Chelsea Manning Sentenced To 14 Days In Solitary Confinement For Suicide Attempt

After receiving the official sentence in writing, the former soldier will have 15 days to appeal it.

Chelsea Manning, a former US soldier currently serving 35 years in prison for violating the Espionage Act, was on Friday sentenced to 14 days of solitary confinement for charges related to her attempted suicide in July.

A three-member prison disciplinary board handed down the punishment, according to a release from digital rights group Fight for the Future. The charges are directly related to her suicide attempt, and for keeping an unmarked book in her cell.

Of the 14 days of solitary confinement, seven will be “suspended,” meaning that if Manning violates any other rules over the next six months, the seven days come back.

Manning released a statement through the organization, saying that she was “presented evidence and was allowed to question witnesses through the board president.”

After a four-hour hearing, it took 30 minutes for the board to reach its decision, Manning said.

“I was found guilty of the ‘Conduct Which Threatens’ charge,” she said. “This charge was for the suicide attempt.”

She was also found guilty of the Prohibited Property Charge, given for her possession of an unmarked copy of Hacker, Hoaxer, Whistleblower by Gabriella Coleman.

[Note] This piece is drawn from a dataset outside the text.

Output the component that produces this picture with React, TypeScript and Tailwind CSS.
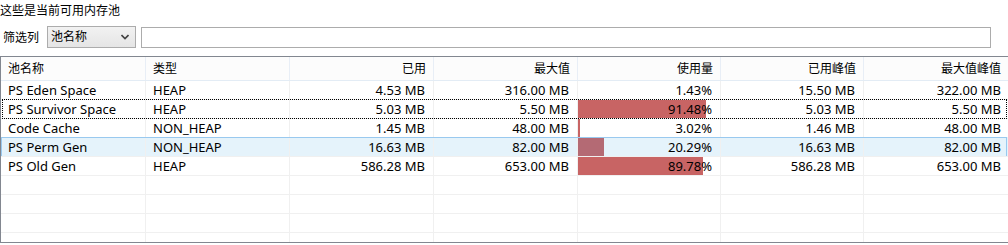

“I am feeling hurt. I am feeling lonely. I am embarrassed by the decision. I don't know how to explain it,” she said, and thanked people who had sent “warm messages of love and support.”

Fight for the Future added in its statement that several Manning supporters had gone on a hunger strike and participated in other forms of protest until the government agreed to provide her with some of the health care she needs.

After being convicted of violating the Espionage Act in 2013, Manning announced that she would live out the rest of her life as a woman.

The Army agreed to supply her with hormone transition therapy and last week the Army said that it would supply her with gender transition surgery. Fight for the Future argued that Manning's suicide attempt – which occurred prior to the decision to allow gender transition surgery – was a result of the government "systemically denying" her access to medical treatment for gender dysphoria.